The list below is what actually shows up on a residential rough sheet under the 2023 code:
- All 125V through 250V, 15A through 50A receptacles in 210.8(A) locations (kitchens, baths, garages, outdoors, laundry, basements, etc.).
- Dwelling unit dishwasher branch circuit, hardwired or cord-and-plug, per 210.8(D).
- Outdoor outlets supplying HVAC, per 210.8(F).
- Ranges, wall ovens, cooktops, dryers, and EVSE receptacles when located in a 210.8(A) area.
Where IECC correlation comes in
The International Energy Conservation Code does not write GFCI rules, but the 2021 and 2024 IECC pushed heat pump water heaters, induction cooktops, and high-efficiency HVAC into spaces that historically had standard receptacles. That collision is where 210.8 bites. A heat pump water heater in a basement or garage now sits on a 240V receptacle in a 210.8(A) location, and the manufacturer's nuisance trip behavior is suddenly your problem.
Same story with induction. IECC-driven electrification means more 40A and 50A 240V cooking circuits, and 210.8(A)(6) does not care whether the appliance is gas-replacing or not. If the receptacle is in the kitchen, it is GFCI. Hardwired cooktops still escape 210.8 unless another subsection catches them, but cord-and-plug installs do not.
Field tip: before you pull wire for a heat pump water heater retrofit, call the manufacturer's tech line and ask which GFCI breakers they have validated. Some brands publish a list. Saves a callback when the unit trips on first compressor start.
The nuisance trip problem is real
Class A GFCIs trip at 4 to 6 mA. Inverter-driven compressors, VFDs, and switching power supplies leak common-mode current through Y-capacitors and EMI filters, and the cumulative leakage can sit right at the trip threshold. UL 943C self-test GFCIs are stricter, not looser, so the 2023 transition has produced a wave of warranty calls on perfectly good equipment.
You have two real defenses. First, separate circuits. Do not share a GFCI breaker between two leaky loads. Second, document. If a manufacturer says their unit is incompatible with GFCI, that is their problem under 110.3(B), but you still need a paper trail for the inspector and the homeowner.
- Verify the appliance nameplate and installation manual before energizing.
- If the manual prohibits GFCI, get the manufacturer position in writing.
- Install the GFCI anyway if the AHJ requires it, and let the conflict resolve at the manufacturer level.
- Note the trip behavior on the job ticket so a callback does not become a free service call.
Panel and load calc impact
Two-pole GFCI breakers are physically larger and more expensive than standard two-poles.
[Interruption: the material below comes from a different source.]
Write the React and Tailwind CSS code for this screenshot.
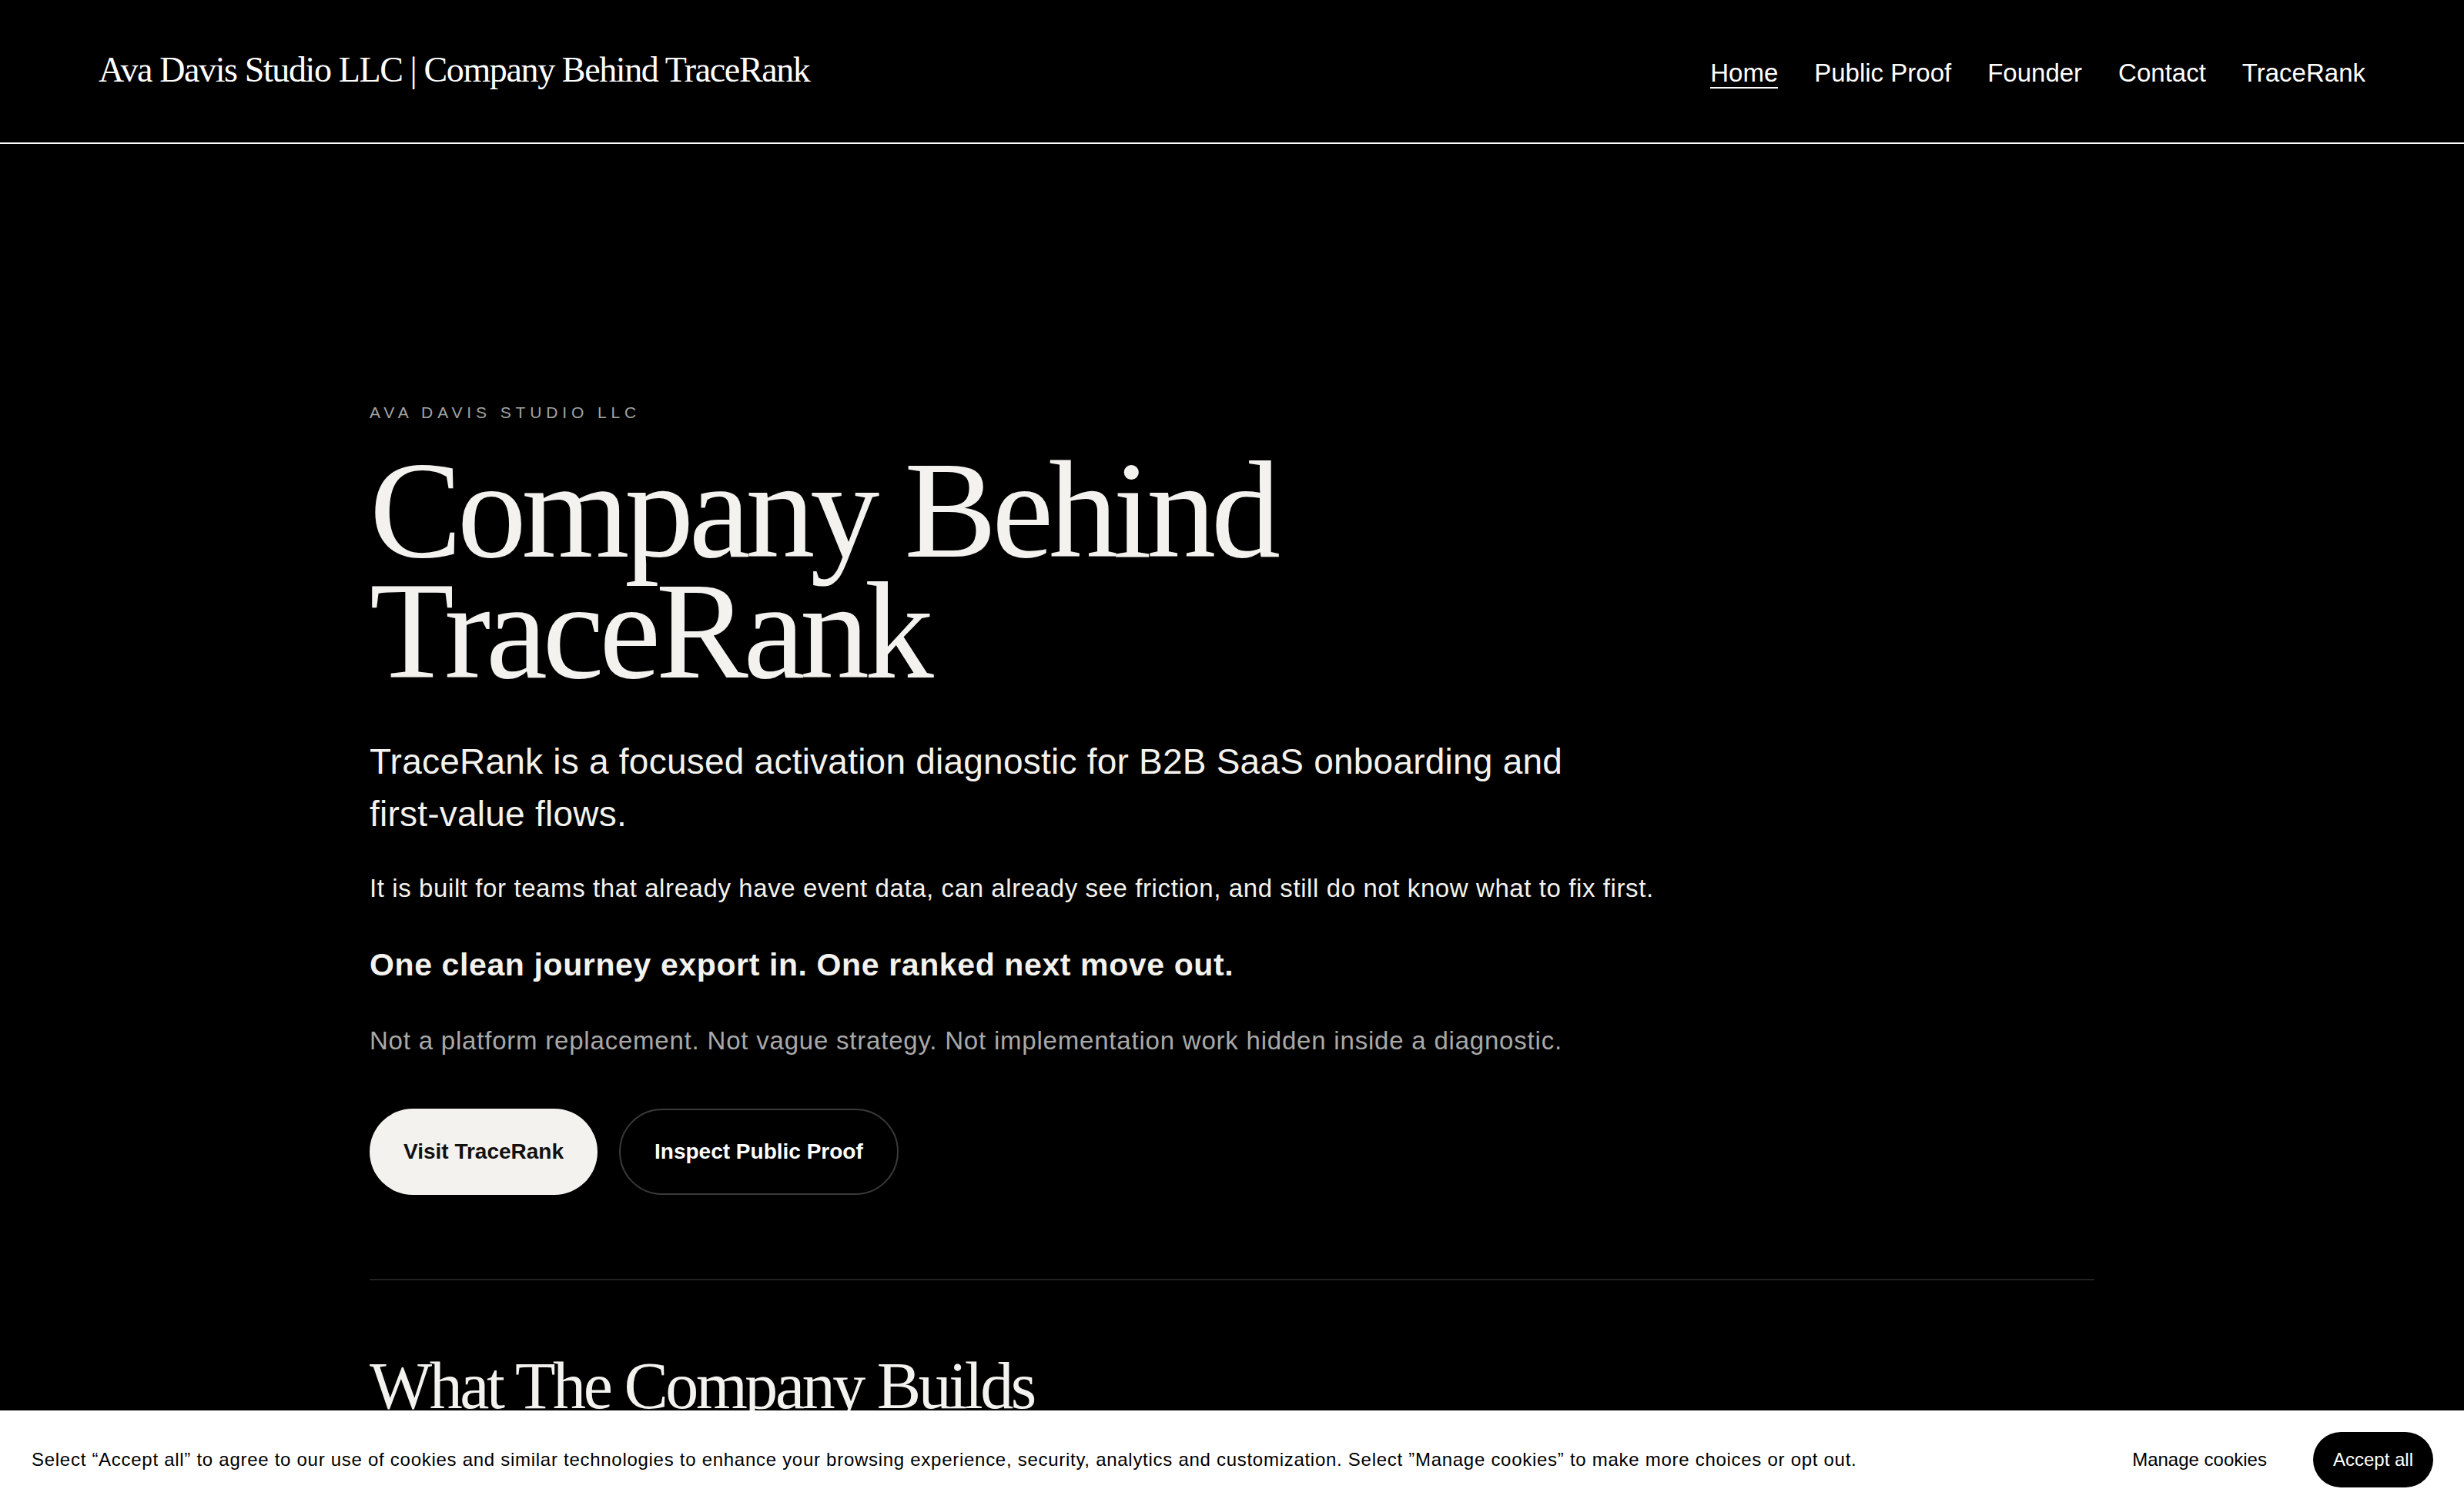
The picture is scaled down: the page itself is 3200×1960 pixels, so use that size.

On a tight 30 or 40 space panel doing a full electrification retrofit, you can run out of room before you run out of circuits. Plan the panel schedule with GFCI breaker dimensions in mind, especially in brands where the 2-pole GFCI eats two adjacent slots and blocks a handle tie.
Load calculations under 220 do not change because of GFCI, but the available fault current and the breaker AIC rating still matter. A service upgrade driven by IECC heat pump loads often pushes you over 10 kAIC at the main, and not every GFCI breaker is rated above that. Check the series rating sticker before you assume.
Inspection traps in 2023 jurisdictions
Inspectors in early-adoption states (Colorado, Washington, parts of the Northeast) are writing up the 250V expansion aggressively. The most common red tags right now:
- Dryer receptacle in a laundry room with no GFCI, installed under 2023 code.
- Garage-mounted EVSE receptacle without GFCI, even when the EVSE has internal CCID.
- Heat pump water heater on a standard 2-pole breaker.
- Pool equipment circuits where 680 and 210.8 both apply, and the contractor only addressed one.
The EVSE one is worth flagging. 625.54 requires GFCI for 15A and 20A, 125V and 240V receptacles supplying EVSE. The internal Charge Circuit Interrupting Device (CCID) in the EVSE is not a substitute. You need both.
Practical workflow on a 2023 rough
Treat every 250V receptacle as GFCI by default and back off only when the code section truly does not apply. It is faster than re-checking 210.8 subsection by subsection on every job. Carry a couple of two-pole GFCI breakers in the most common amperages (30, 40, 50) on the truck for change orders.
Field tip: when the homeowner asks why the new code costs more, the honest answer is that a 2-pole GFCI breaker can run $90 to $140 versus $15 for a standard one. Quote it on the proposal, do not eat it.
Read the manufacturer install instructions before the rough, not after the trim. The 2023 code combined with IECC-driven appliance changes means the install manual and the NEC are now equally likely to bite you, and 110.3(B) makes both enforceable.